In a somewhat timely fashion, I had been (re)reading Bruce Schnier and Niels Ferguson's book Practical Cryptography and Bruce Schnier's Applied Cryptography book (both excellent resources) for a couple of weeks for one of my projects before the SHA1 news. Schnier and Keith Brown have both been saying for awhile we should avoid SHA1 and go with SHA256 or SHA512. Now, from what I have heard/read, the government is advocating this as well.

What do we do now? Obviously, there are a lot of solutions already built using SHA1, and since these are one-way hashes, you can't easily "decrypt" a value to get the original value back.

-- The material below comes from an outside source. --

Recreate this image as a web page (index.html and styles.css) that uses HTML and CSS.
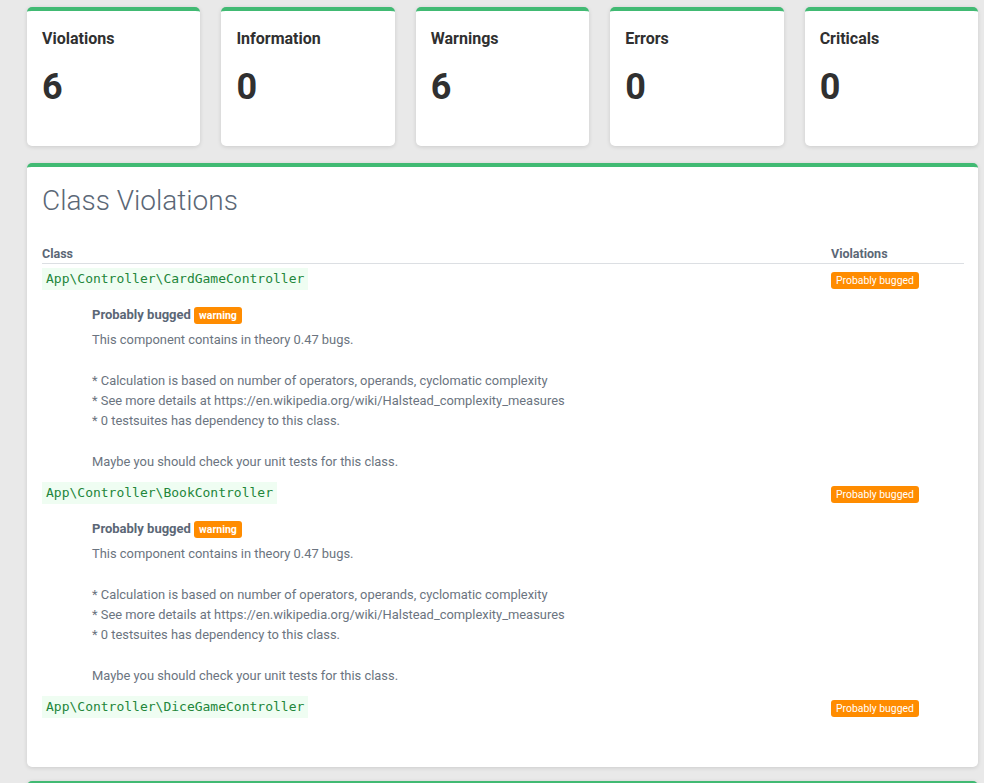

Looking around, I notice a lot of language choices to implement SHA1, but not SHA256 or SHA512. Microsoft .NET offers SHA256 AND SHA512 as options, but what if you are communicating with another applications that doesn't implement these later hash algorithms? One reason MD5 (also broken last summer) and SHA1 were so popular was because they were fast, much faster than the later variations (called SHA-2 implementations). So, no one thought to implement these later versions as SHA1 was thought to be secure enough for awhile.

This past weekend I spent some time going through the algorithm specs to convert a SHA1 algorithm implementation to a SHA256 implementation (in a non-.NET language). It wasn't too difficult, but I imagine this will need to be done more for other languages as we shift away from SHA1 in the near future.